[Web page code records]
::::::

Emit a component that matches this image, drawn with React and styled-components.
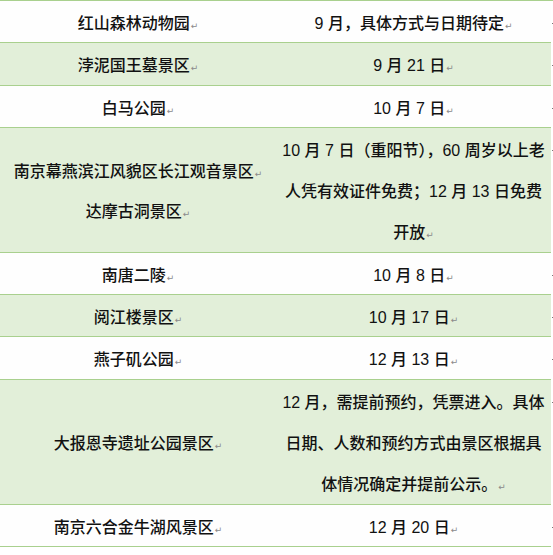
import React from "react";
import styled, { createGlobalStyle } from "styled-components";

const GlobalStyle = createGlobalStyle`
  html, body {
    margin: 0;
    padding: 0;
    background: #ffffff;
  }
  body {
    font-family: "Liberation Sans", "Noto Sans CJK SC", sans-serif;
    color: #111;
  }
`;

const Table = styled.div`
  width: 553px;
  border-top: 1px solid #a9d08e;
  display: flex;
  flex-direction: column;
`;

const Row = styled.div`
  display: grid;
  grid-template-columns: 276px 275px 2px;
  background: ${(p) => (p.$shade ? "#e2efd9" : "#fefefe")};
  border-bottom: 1px solid #a9d08e;
  width: 551px;
`;

const Cell = styled.div`
  display: flex;
  flex-direction: column;
  justify-content: center;
  align-items: center;
  text-align: center;
  padding: 0 8px;
  font-size: 16px;
  font-weight: 500;
  white-space: nowrap;
`;

const Line = styled.div`
  height: ${(p) => (p.$tight ? "40px" : "41.3px")};
  line-height: ${(p) => (p.$tight ? "40px" : "41.3px")};
  padding-top: 2px;
  box-sizing: border-box;
`;

const Mark = styled.span`
  font-family: "DejaVu Sans", sans-serif;
  font-size: 9px;
  font-weight: 400;
  line-height: 1;
  color: #8a8a8a;
  margin-left: 1px;
`;

const RowEnd = styled.span`
  align-self: start;
  margin-top: 22px;
  margin-left: 1px;
  width: 2px;
  height: 1px;
  background: #777;
`;

const rows = [
  { place: ["红山森林动物园"], date: ["9 月，具体方式与日期待定"] },
  { place: ["浡泥国王墓景区"], date: ["9 月 21 日"], shade: true },
  { place: ["白马公园"], date: ["10 月 7 日"] },
  {
    place: ["南京幕燕滨江风貌区长江观音景区", "达摩古洞景区"],
    date: ["10 月 7 日（重阳节），60 周岁以上老\n人凭有效证件免费；12 月 13 日免费\n开放"],
    shade: true,
  },
  { place: ["南唐二陵"], date: ["10 月 8 日"] },
  { place: ["阅江楼景区"], date: ["10 月 17 日"], shade: true },
  { place: ["燕子矶公园"], date: ["12 月 13 日"] },
  {
    place: ["大报恩寺遗址公园景区"],
    date: ["12 月，需提前预约，凭票进入。具体\n日期、人数和预约方式由景区根据具\n体情况确定并提前公示。"],
    shade: true,
  },
  { place: ["南京六合金牛湖风景区"], date: ["12 月 20 日"] },
];

const Paragraphs = ({ items }) => (
  <>
    {items.map((text, i) => {
      const lines = text.split("\n");
      return lines.map((line, j) => (
        <Line key={`${i}-${j}`} $tight={items.length > 1}>
          {line}
          {j === lines.length - 1 && <Mark>↵</Mark>}
        </Line>
      ));
    })}
  </>
);

const App = () => {
  return (
    <>
      <GlobalStyle />
      <Table>
        {rows.map((r, i) => (
          <Row key={i} $shade={r.shade}>
            <Cell>
              <Paragraphs items={r.place} />
            </Cell>
            <Cell>
              <Paragraphs items={r.date} />
            </Cell>
            <RowEnd />
          </Row>
        ))}
      </Table>
    </>
  );
};

export default App;
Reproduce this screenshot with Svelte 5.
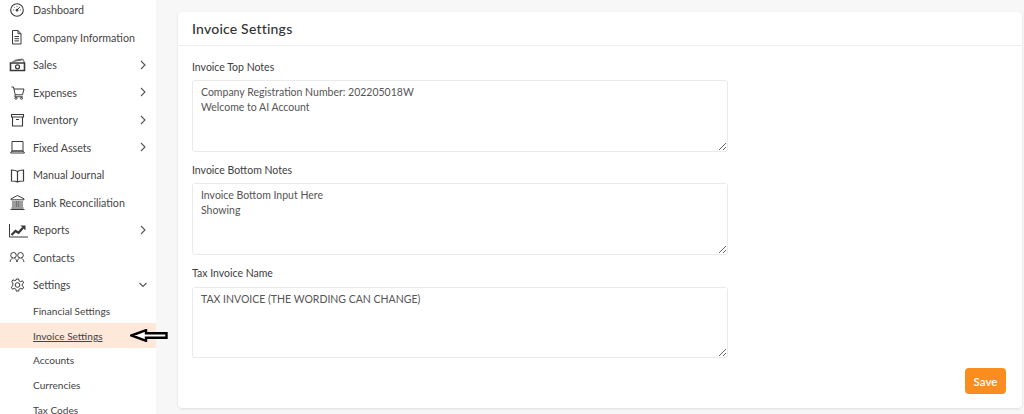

::::::

▸ Exercise details
Reproduce the full material exactly, excluding the pictures.

▸ Exercise output
Emit a component that matches this image, drawn with React and styled-components.
import React from "react";
import styled, { createGlobalStyle } from "styled-components";

const GlobalStyle = createGlobalStyle`
  html, body {
    margin: 0;
    padding: 0;
    background: #ffffff;
  }
  body {
    font-family: "Liberation Sans", "Noto Sans CJK SC", sans-serif;
    color: #111;
  }
`;

const Table = styled.div`
  width: 553px;
  border-top: 1px solid #a9d08e;
  display: flex;
  flex-direction: column;
`;

const Row = styled.div`
  display: grid;
  grid-template-columns: 276px 275px 2px;
  background: ${(p) => (p.$shade ? "#e2efd9" : "#fefefe")};
  border-bottom: 1px solid #a9d08e;
  width: 551px;
`;

const Cell = styled.div`
  display: flex;
  flex-direction: column;
  justify-content: center;
  align-items: center;
  text-align: center;
  padding: 0 8px;
  font-size: 16px;
  font-weight: 500;
  white-space: nowrap;
`;

const Line = styled.div`
  height: ${(p) => (p.$tight ? "40px" : "41.3px")};
  line-height: ${(p) => (p.$tight ? "40px" : "41.3px")};
  padding-top: 2px;
  box-sizing: border-box;
`;

const Mark = styled.span`
  font-family: "DejaVu Sans", sans-serif;
  font-size: 9px;
  font-weight: 400;
  line-height: 1;
  color: #8a8a8a;
  margin-left: 1px;
`;

const RowEnd = styled.span`
  align-self: start;
  margin-top: 22px;
  margin-left: 1px;
  width: 2px;
  height: 1px;
  background: #777;
`;

const rows = [
  { place: ["红山森林动物园"], date: ["9 月，具体方式与日期待定"] },
  { place: ["浡泥国王墓景区"], date: ["9 月 21 日"], shade: true },
  { place: ["白马公园"], date: ["10 月 7 日"] },
  {
    place: ["南京幕燕滨江风貌区长江观音景区", "达摩古洞景区"],
    date: ["10 月 7 日（重阳节），60 周岁以上老\n人凭有效证件免费；12 月 13 日免费\n开放"],
    shade: true,
  },
  { place: ["南唐二陵"], date: ["10 月 8 日"] },
  { place: ["阅江楼景区"], date: ["10 月 17 日"], shade: true },
  { place: ["燕子矶公园"], date: ["12 月 13 日"] },
  {
    place: ["大报恩寺遗址公园景区"],
    date: ["12 月，需提前预约，凭票进入。具体\n日期、人数和预约方式由景区根据具\n体情况确定并提前公示。"],
    shade: true,
  },
  { place: ["南京六合金牛湖风景区"], date: ["12 月 20 日"] },
];

const Paragraphs = ({ items }) => (
  <>
    {items.map((text, i) => {
      const lines = text.split("\n");
      return lines.map((line, j) => (
        <Line key={`${i}-${j}`} $tight={items.length > 1}>
          {line}
          {j === lines.length - 1 && <Mark>↵</Mark>}
        </Line>
      ));
    })}
  </>
);

const App = () => {
  return (
    <>
      <GlobalStyle />
      <Table>
        {rows.map((r, i) => (
          <Row key={i} $shade={r.shade}>
            <Cell>
              <Paragraphs items={r.place} />
            </Cell>
            <Cell>
              <Paragraphs items={r.date} />
            </Cell>
            <RowEnd />
          </Row>
        ))}
      </Table>
    </>
  );
};

export default App;
Reproduce this screenshot with Svelte 5.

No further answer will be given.